Supplied material:
———

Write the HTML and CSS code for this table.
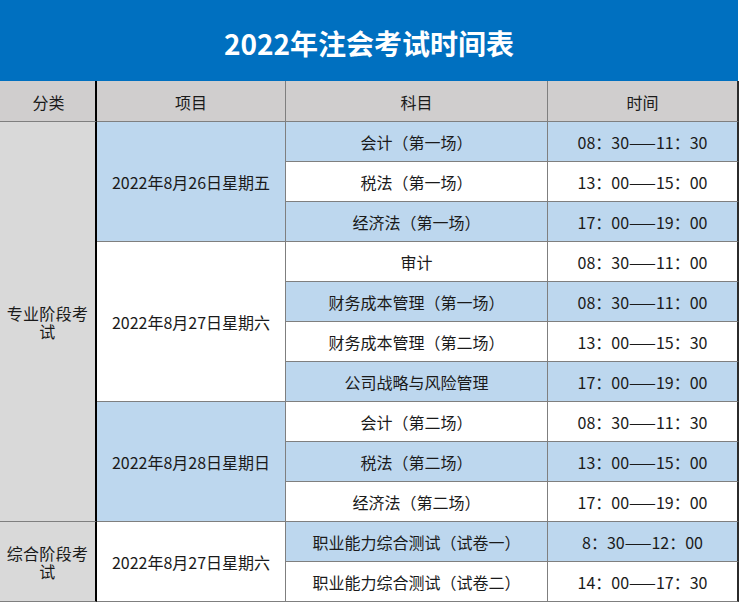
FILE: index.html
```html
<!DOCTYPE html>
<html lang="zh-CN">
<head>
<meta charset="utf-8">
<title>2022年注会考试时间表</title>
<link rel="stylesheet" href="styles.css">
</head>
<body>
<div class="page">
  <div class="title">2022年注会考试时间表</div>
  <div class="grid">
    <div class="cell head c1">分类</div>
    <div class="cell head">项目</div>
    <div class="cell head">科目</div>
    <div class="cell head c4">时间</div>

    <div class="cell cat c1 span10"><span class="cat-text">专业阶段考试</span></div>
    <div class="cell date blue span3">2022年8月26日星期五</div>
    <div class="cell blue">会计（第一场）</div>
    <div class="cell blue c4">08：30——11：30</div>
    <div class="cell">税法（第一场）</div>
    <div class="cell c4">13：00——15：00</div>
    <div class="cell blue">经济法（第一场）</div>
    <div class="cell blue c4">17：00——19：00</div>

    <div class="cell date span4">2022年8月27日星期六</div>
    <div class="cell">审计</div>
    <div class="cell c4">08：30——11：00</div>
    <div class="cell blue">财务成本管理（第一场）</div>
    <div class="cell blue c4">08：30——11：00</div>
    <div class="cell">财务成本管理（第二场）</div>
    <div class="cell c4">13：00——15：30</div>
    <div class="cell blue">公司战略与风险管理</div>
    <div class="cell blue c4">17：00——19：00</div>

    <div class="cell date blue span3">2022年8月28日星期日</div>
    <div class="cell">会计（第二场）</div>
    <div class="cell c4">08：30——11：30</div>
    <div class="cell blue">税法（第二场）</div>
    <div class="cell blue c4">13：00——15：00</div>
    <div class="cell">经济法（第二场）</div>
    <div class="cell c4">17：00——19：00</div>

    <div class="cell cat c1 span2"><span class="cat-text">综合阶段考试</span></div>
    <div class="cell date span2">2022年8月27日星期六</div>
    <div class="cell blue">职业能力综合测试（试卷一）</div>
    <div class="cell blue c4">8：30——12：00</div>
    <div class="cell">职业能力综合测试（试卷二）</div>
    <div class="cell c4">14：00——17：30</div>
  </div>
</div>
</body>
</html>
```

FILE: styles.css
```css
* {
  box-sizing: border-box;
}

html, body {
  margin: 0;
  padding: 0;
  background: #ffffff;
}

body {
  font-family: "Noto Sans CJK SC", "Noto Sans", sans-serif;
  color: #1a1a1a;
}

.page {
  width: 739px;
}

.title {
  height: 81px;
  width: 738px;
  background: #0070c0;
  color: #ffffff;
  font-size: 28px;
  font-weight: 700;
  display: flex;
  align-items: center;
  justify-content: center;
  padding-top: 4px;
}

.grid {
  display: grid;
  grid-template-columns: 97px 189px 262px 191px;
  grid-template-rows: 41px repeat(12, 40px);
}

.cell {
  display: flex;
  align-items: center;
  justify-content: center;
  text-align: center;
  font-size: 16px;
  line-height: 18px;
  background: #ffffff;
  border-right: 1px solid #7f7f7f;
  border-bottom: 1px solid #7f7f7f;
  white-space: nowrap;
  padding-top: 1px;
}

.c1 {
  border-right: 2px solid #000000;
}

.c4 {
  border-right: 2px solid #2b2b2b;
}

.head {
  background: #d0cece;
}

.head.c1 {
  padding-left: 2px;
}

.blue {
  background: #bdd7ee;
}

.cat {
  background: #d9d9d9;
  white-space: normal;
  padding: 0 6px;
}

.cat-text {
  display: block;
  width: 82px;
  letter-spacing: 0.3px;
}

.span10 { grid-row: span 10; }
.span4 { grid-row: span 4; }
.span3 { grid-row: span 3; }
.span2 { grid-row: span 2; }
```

———

To be done: Quote each line of the listing exactly, but leave the pictures out.

Final result:
Write the HTML and CSS code for this table.
FILE: index.html
```html
<!DOCTYPE html>
<html lang="zh-CN">
<head>
<meta charset="utf-8">
<title>2022年注会考试时间表</title>
<link rel="stylesheet" href="styles.css">
</head>
<body>
<div class="page">
  <div class="title">2022年注会考试时间表</div>
  <div class="grid">
    <div class="cell head c1">分类</div>
    <div class="cell head">项目</div>
    <div class="cell head">科目</div>
    <div class="cell head c4">时间</div>

    <div class="cell cat c1 span10"><span class="cat-text">专业阶段考试</span></div>
    <div class="cell date blue span3">2022年8月26日星期五</div>
    <div class="cell blue">会计（第一场）</div>
    <div class="cell blue c4">08：30——11：30</div>
    <div class="cell">税法（第一场）</div>
    <div class="cell c4">13：00——15：00</div>
    <div class="cell blue">经济法（第一场）</div>
    <div class="cell blue c4">17：00——19：00</div>

    <div class="cell date span4">2022年8月27日星期六</div>
    <div class="cell">审计</div>
    <div class="cell c4">08：30——11：00</div>
    <div class="cell blue">财务成本管理（第一场）</div>
    <div class="cell blue c4">08：30——11：00</div>
    <div class="cell">财务成本管理（第二场）</div>
    <div class="cell c4">13：00——15：30</div>
    <div class="cell blue">公司战略与风险管理</div>
    <div class="cell blue c4">17：00——19：00</div>

    <div class="cell date blue span3">2022年8月28日星期日</div>
    <div class="cell">会计（第二场）</div>
    <div class="cell c4">08：30——11：30</div>
    <div class="cell blue">税法（第二场）</div>
    <div class="cell blue c4">13：00——15：00</div>
    <div class="cell">经济法（第二场）</div>
    <div class="cell c4">17：00——19：00</div>

    <div class="cell cat c1 span2"><span class="cat-text">综合阶段考试</span></div>
    <div class="cell date span2">2022年8月27日星期六</div>
    <div class="cell blue">职业能力综合测试（试卷一）</div>
    <div class="cell blue c4">8：30——12：00</div>
    <div class="cell">职业能力综合测试（试卷二）</div>
    <div class="cell c4">14：00——17：30</div>
  </div>
</div>
</body>
</html>
```

FILE: styles.css
```css
* {
  box-sizing: border-box;
}

html, body {
  margin: 0;
  padding: 0;
  background: #ffffff;
}

body {
  font-family: "Noto Sans CJK SC", "Noto Sans", sans-serif;
  color: #1a1a1a;
}

.page {
  width: 739px;
}

.title {
  height: 81px;
  width: 738px;
  background: #0070c0;
  color: #ffffff;
  font-size: 28px;
  font-weight: 700;
  display: flex;
  align-items: center;
  justify-content: center;
  padding-top: 4px;
}

.grid {
  display: grid;
  grid-template-columns: 97px 189px 262px 191px;
  grid-template-rows: 41px repeat(12, 40px);
}

.cell {
  display: flex;
  align-items: center;
  justify-content: center;
  text-align: center;
  font-size: 16px;
  line-height: 18px;
  background: #ffffff;
  border-right: 1px solid #7f7f7f;
  border-bottom: 1px solid #7f7f7f;
  white-space: nowrap;
  padding-top: 1px;
}

.c1 {
  border-right: 2px solid #000000;
}

.c4 {
  border-right: 2px solid #2b2b2b;
}

.head {
  background: #d0cece;
}

.head.c1 {
  padding-left: 2px;
}

.blue {
  background: #bdd7ee;
}

.cat {
  background: #d9d9d9;
  white-space: normal;
  padding: 0 6px;
}

.cat-text {
  display: block;
  width: 82px;
  letter-spacing: 0.3px;
}

.span10 { grid-row: span 10; }
.span4 { grid-row: span 4; }
.span3 { grid-row: span 3; }
.span2 { grid-row: span 2; }
```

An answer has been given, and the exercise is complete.